Pytorch Implementation of our ACL 2020 Paper "Reasoning with Latent Structure Refinement for Document-Level Relation Extraction"

127 stars 22 forks source link

Ablation Study Result on Bert #1

Closed nttmac closed 4 years ago

nttmac commented 4 years ago

你好，请问有bert作为encoder、DocRED数据集上的消融实验结果吗，用bert作为encoder、在DocRED上能跑到多少呢，谢谢！

nanguoshun commented 4 years ago

Hi @nttmac , thanks for your attention. We didn't conduct an ablation study for BERT+LSR. The F1 with the BERT(base) encoder on the test set of DocRED is 59.05, which was given in our paper.

nttmac commented 4 years ago

请问只用Bert，不用LSR在DocRED测试集上结果是多少呢？是基于Wang hong的代码实现的吗，那个结果好像偏低（我重构代码进行复现的结果有55+）？想知道在bert上LSR能带来多大的提升，谢谢！

nanguoshun commented 4 years ago

@nttmac 谢谢关注。BERT+LSR相比Glove+LSR在DEV和TEST上大概有4个点的提升，你可以参考下Table2

xwjim commented 4 years ago

请问只用Bert，不用LSR在DocRED测试集上结果是多少呢？是基于Wang hong的代码实现的吗，那个结果好像偏低（我重构代码进行复现的结果有55+）？想知道在bert上LSR能带来多大的提升，谢谢！

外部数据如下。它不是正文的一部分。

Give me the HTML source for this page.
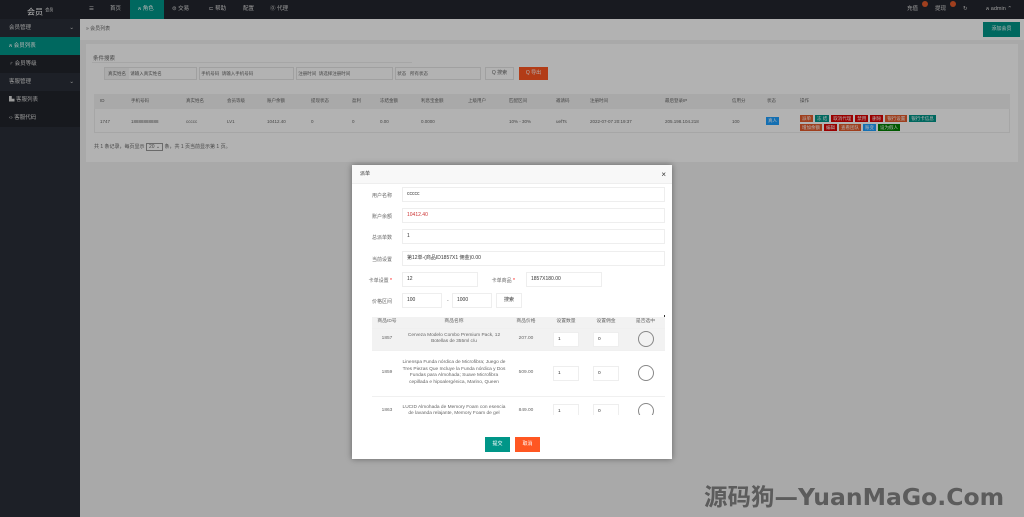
<!DOCTYPE html><html><head><meta charset="utf-8"><style>
*{box-sizing:border-box;margin:0;padding:0}
body{width:1024px;height:517px;overflow:hidden;position:relative;background:#f2f2f2;font-family:"Liberation Sans","Noto Sans CJK SC",sans-serif;font-size:5px;color:#666}
.a{position:absolute}
.top{left:0;top:0;width:1024px;height:19px;background:#23262e;color:#ddd}
.side{left:0;top:19px;width:80px;height:498px;background:#2a2f38;color:#ddd}
.side div{height:18px;line-height:18px;padding-left:9px;font-size:5.5px}
.nav span{position:absolute;top:0;line-height:19px;font-size:5.5px}
.card{background:#fff}
.btn{display:inline-block;color:#fff;padding:0 2px;height:7px;line-height:7px;font-size:4.5px;margin-right:2px}
.inp{border:1px solid #e6e6e6;background:#fff}
.ov{left:0;top:0;width:1024px;height:517px;background:rgba(0,0,0,.3)}
.m{left:352px;top:165px;width:320px;height:294px;background:#fff;box-shadow:0 0 6px rgba(0,0,0,.4)}
.lab{position:absolute;font-size:5px;color:#666;text-align:right;width:40px}
.fi{position:absolute;border:1px solid #eee;height:15px;line-height:13px;padding-left:4px;font-size:5px;color:#333}
.th td{height:11px}
td{font-size:4.8px;line-height:6.5px;text-align:center;color:#666;border-bottom:1px solid #f0f0f0}
.c{width:16px;height:16px;border:1px solid #888;border-radius:50%;margin:auto}
.sm{border:1px solid #eee;height:15px;line-height:13px;text-align:left;padding-left:4px;color:#333;width:26px;margin:auto;background:#fff}
</style></head><body>
<div class="a top nav">
<span style="left:27px;font-size:8px;color:#fff">会员 <sup style="font-size:4px">会员</sup></span>
<span style="left:89px">☰</span><span style="left:110px">首页</span>
<span style="left:130px;width:34px;height:19px;background:#009688;padding-left:8px;color:#fff">ጰ 角色</span>
<span style="left:172px">⊜ 交易</span><span style="left:209px">⊏ 帮助</span><span style="left:243px">配置</span><span style="left:270px">⓪ 代理</span>
<span style="left:907px">充值</span><span style="left:935px">提现</span><span style="left:963px">↻</span><span style="left:986px">ጰ admin ⌃</span>
<i class="a" style="left:922px;top:1px;width:6px;height:6px;border-radius:50%;background:#e45b2b"></i>
<i class="a" style="left:950px;top:1px;width:6px;height:6px;border-radius:50%;background:#e45b2b"></i>
</div>
<div class="a side">
<div>会员管理 <span style="float:right;margin-right:6px">⌄</span></div>
<div style="background:#009688;color:#fff">ጰ 会员列表</div>
<div style="background:#22252c">♂ 会员等级</div>
<div>客服管理 <span style="float:right;margin-right:6px">⌄</span></div>
<div style="background:#22252c">▙ 客服列表</div>
<div style="background:#22252c">‹› 客服代码</div>
</div>
<div class="a" style="left:80px;top:19px;width:944px;height:21px;background:#fff;line-height:21px;padding-left:6px;font-size:5px">» 会员列表</div>
<div class="a" style="left:983px;top:22px;width:37px;height:15px;background:#009688;color:#fff;font-size:5px;line-height:15px;text-align:center">添加会员</div>
<div class="a card" style="left:86px;top:44px;width:932px;height:118px">
<div class="a" style="left:7px;top:10px;font-size:5.5px">条件搜索</div>
<div class="a" style="left:6px;top:18px;width:320px;border-top:1px solid #eee"></div>
<div class="a inp" style="left:18px;top:23px;width:93px;height:13px;font-size:4.5px;line-height:11px"><span style="background:#f5f5f5;padding:0 3px;display:inline-block">真实姓名</span> 请输入真实姓名</div>
<div class="a inp" style="left:113px;top:23px;width:95px;height:13px;font-size:4.5px;line-height:11px">&nbsp;手机号码 &nbsp;请输入手机号码</div>
<div class="a inp" style="left:210px;top:23px;width:97px;height:13px;font-size:4.5px;line-height:11px">&nbsp;注册时间 &nbsp;请选择注册时间</div>
<div class="a inp" style="left:309px;top:23px;width:86px;height:13px;font-size:4.5px;line-height:11px">&nbsp;状态 &nbsp;&nbsp;所有状态</div>
<div class="a inp" style="left:399px;top:23px;width:29px;height:13px;font-size:5px;line-height:11px;text-align:center">Q 搜索</div>
<div class="a" style="left:433px;top:23px;width:29px;height:13px;background:#ff5722;color:#fff;font-size:5px;line-height:13px;text-align:center">Q 导出</div>
<div class="a" style="left:8px;top:50px;width:916px;height:15px;background:#f2f2f2"></div>
<div class="a" style="left:8px;top:65px;width:916px;height:24px;border:1px solid #eee;border-top:0"></div>
<div class="a" style="left:14px;top:54px;width:900px;font-size:4.5px;white-space:nowrap">
<span class="a" style="left:0">ID</span><span class="a" style="left:31px">手机号码</span><span class="a" style="left:86px">真实姓名</span><span class="a" style="left:127px">会员等级</span><span class="a" style="left:167px">账户余额</span><span class="a" style="left:211px">提现状态</span><span class="a" style="left:252px">盈利</span><span class="a" style="left:280px">冻结金额</span><span class="a" style="left:321px">利息宝金额</span><span class="a" style="left:368px">上级用户</span><span class="a" style="left:409px">匹配区间</span><span class="a" style="left:456px">邀请码</span><span class="a" style="left:490px">注册时间</span><span class="a" style="left:565px">最后登录IP</span><span class="a" style="left:632px">信用分</span><span class="a" style="left:667px">状态</span><span class="a" style="left:700px">操作</span></div>
<div class="a" style="left:14px;top:75px;width:900px;font-size:4.5px;white-space:nowrap">
<span class="a" style="left:0">1747</span><span class="a" style="left:31px">18888888888</span><span class="a" style="left:86px">ccccc</span><span class="a" style="left:127px">LV1</span><span class="a" style="left:167px">10412.40</span><span class="a" style="left:211px">0</span><span class="a" style="left:252px">0</span><span class="a" style="left:280px">0.00</span><span class="a" style="left:321px">0.0000</span><span class="a" style="left:409px">10% - 30%</span><span class="a" style="left:456px">uefTs</span><span class="a" style="left:490px">2022-07-07 20:19:37</span><span class="a" style="left:565px">205.198.104.218</span><span class="a" style="left:632px">100</span></div>
<div class="a" style="left:680px;top:73px;width:13px;height:8px;background:#1e9fff;color:#fff;font-size:4.5px;line-height:8px;text-align:center">真人</div>
<div class="a" style="left:714px;top:71px;width:200px;line-height:9px">
<span class="btn" style="background:#e45b2b">派单</span><span class="btn" style="background:#009688">冻 结</span><span class="btn" style="background:#d00">取消代理</span><span class="btn" style="background:#d00">禁用</span><span class="btn" style="background:#d00">删除</span><span class="btn" style="background:#e45b2b">银行设置</span><span class="btn" style="background:#009688">银行卡信息</span><br>
<span class="btn" style="background:#e45b2b">增加余额</span><span class="btn" style="background:#d00">编辑</span><span class="btn" style="background:#e45b2b">查看团队</span><span class="btn" style="background:#1e9fff">账变</span><span class="btn" style="background:#008000">设为假人</span></div>
</div>
<div class="a" style="left:94px;top:143px;font-size:5px">共 1 条记录，每页显示 <span style="border:1px solid #999;padding:0 2px">20 ⌄</span> 条，共 1 页当前显示第 1 页。</div>
<div class="a ov"></div>
<div class="a m">
<div style="height:19px;background:#f8f8f8;border-bottom:1px solid #eee;line-height:19px;padding-left:8px;font-size:5px;color:#333">派单<span style="float:right;margin-right:6px;font-size:8px">×</span></div>
<div class="lab" style="left:0;top:27px">用户名称</div><div class="fi" style="left:50px;top:22px;width:263px">ccccc</div>
<div class="lab" style="left:0;top:48px">账户余额</div><div class="fi" style="left:50px;top:43px;width:263px;color:#c33">10412.40</div>
<div class="lab" style="left:0;top:69px">总派单数</div><div class="fi" style="left:50px;top:64px;width:263px">1</div>
<div class="lab" style="left:0;top:91px">当前设置</div><div class="fi" style="left:50px;top:86px;width:263px">第12单-(商品ID1857X1 佣金)0.00</div>
<div class="lab" style="left:0;top:112px">卡单设置 <span style="color:red">*</span></div><div class="fi" style="left:50px;top:107px;width:76px">12</div>
<div class="lab" style="left:123px;top:112px">卡单商品 <span style="color:red">*</span></div><div class="fi" style="left:174px;top:107px;width:76px">1857X180.00</div>
<div class="lab" style="left:0;top:133px">价格区间</div><div class="fi" style="left:50px;top:128px;width:40px">100</div><span class="a" style="left:95px;top:133px">-</span><div class="fi" style="left:100px;top:128px;width:40px">1000</div><div class="fi" style="left:144px;top:128px;width:26px;text-align:center;padding:0">搜索</div>
<div class="a" style="left:312px;top:150px;width:1px;height:8px;background:#333"></div>
<div class="a" style="left:20px;top:152px;width:293px;height:98px;overflow:hidden">
<table style="width:293px;border-collapse:collapse;table-layout:fixed">
<col style="width:30px"><col style="width:104px"><col style="width:40px"><col style="width:40px"><col style="width:40px"><col style="width:39px">
<tr class="th" style="background:#f2f2f2"><td>商品ID号</td><td>商品名称</td><td>商品价格</td><td>设置数量</td><td>设置佣金</td><td>是否选中</td></tr>
<tr style="background:#f2f2f2;height:22px"><td>1857</td><td>Cerveza Modelo Combo Premium Pack, 12 Botellas de 355ml c/u</td><td>207.00</td><td><div class="sm">1</div></td><td><div class="sm">0</div></td><td><div class="c"></div></td></tr>
<tr style="height:46px"><td>1859</td><td>Linenspa Funda nórdica de Microfibra; Juego de Tres Piezas Que Incluye la Funda nórdica y Dos Fundas para Almohada; Suave Microfibra cepillada e hipoalergénica, Marino, Queen</td><td>509.00</td><td><div class="sm">1</div></td><td><div class="sm">0</div></td><td><div class="c"></div></td></tr>
<tr style="height:30px"><td>1863</td><td>LUCID Almohada de Memory Foam con esencia de lavanda relajante, Memory Foam de gel</td><td>849.00</td><td><div class="sm">1</div></td><td><div class="sm">0</div></td><td><div class="c"></div></td></tr>
</table></div>
<div class="a" style="left:133px;top:272px;width:25px;height:15px;background:#009688;color:#fff;font-size:5px;line-height:15px;text-align:center">提交</div>
<div class="a" style="left:163px;top:272px;width:25px;height:15px;background:#ff5722;color:#fff;font-size:5px;line-height:15px;text-align:center">取消</div>
</div>
<div class="a" style="left:704px;top:478px;font-size:23.5px;font-weight:bold;color:#5c5c5c;font-family:'DejaVu Sans','Noto Sans CJK SC',sans-serif;white-space:nowrap">源码狗—YuanMaGo.Com</div>
</body></html>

请问下你训练bert大概多少个epoch能到最优，我训练bert也能到55.2左右，但是训练比较久

nttmac commented 4 years ago

请问只用Bert，不用LSR在DocRED测试集上结果是多少呢？是基于Wang hong的代码实现的吗，那个结果好像偏低（我重构代码进行复现的结果有55+）？想知道在bert上LSR能带来多大的提升，谢谢！

请问下你训练bert大概多少个epoch能到最优，我训练bert也能到55.2左右，但是训练比较久

我设置的batch_size是30，跑了250个epoch能到最优，也是55点多，是比较久。

nanguoshun commented 4 years ago

@xwjim @nttmac BERT部分我参考的是WangHong的代码，我跑出来的结果也比他Paper中的结果高一些，大概55左右。由于训练BERT非常Tricky，所以我直接使用了Wang Hong在Paper中给出的结果。LSR+GLove大概需要50个Epoch（8个小时左右），LSR+BERT大概需要80个Epoch（36个小时左右）。后边建议用英文哈，整中文其他人看不懂。

nanguoshun commented 4 years ago

I close this issue in case they are no further queries

VinnyHu commented 3 years ago

@xwjim @nttmac BERT部分我参考的是WangHong的代码，我跑出来的结果也比他Paper中的结果高一些，大概55左右。由于训练BERT非常Tricky，所以我直接使用了Wang Hong在Paper中给出的结果。LSR+GLove大概需要50个Epoch（8个小时左右），LSR+BERT大概需要80个Epoch（36个小时左右）。后边建议用英文哈，整中文其他人看不懂。

When you use bert as encoder in LSR. how much is the batch_size? I use lr as 1e-5 and batch_size as 8 on two 2080Ti. I only have F1 55.7 and loss is 0.060.

nanguoshun commented 3 years ago

hi @VinnyHu , the lr is 1e-5 and the batch size is 20. We trained the model on 3 * 24GB GPUs. Empirically, the batch size for bert-based models should be always larger than 15.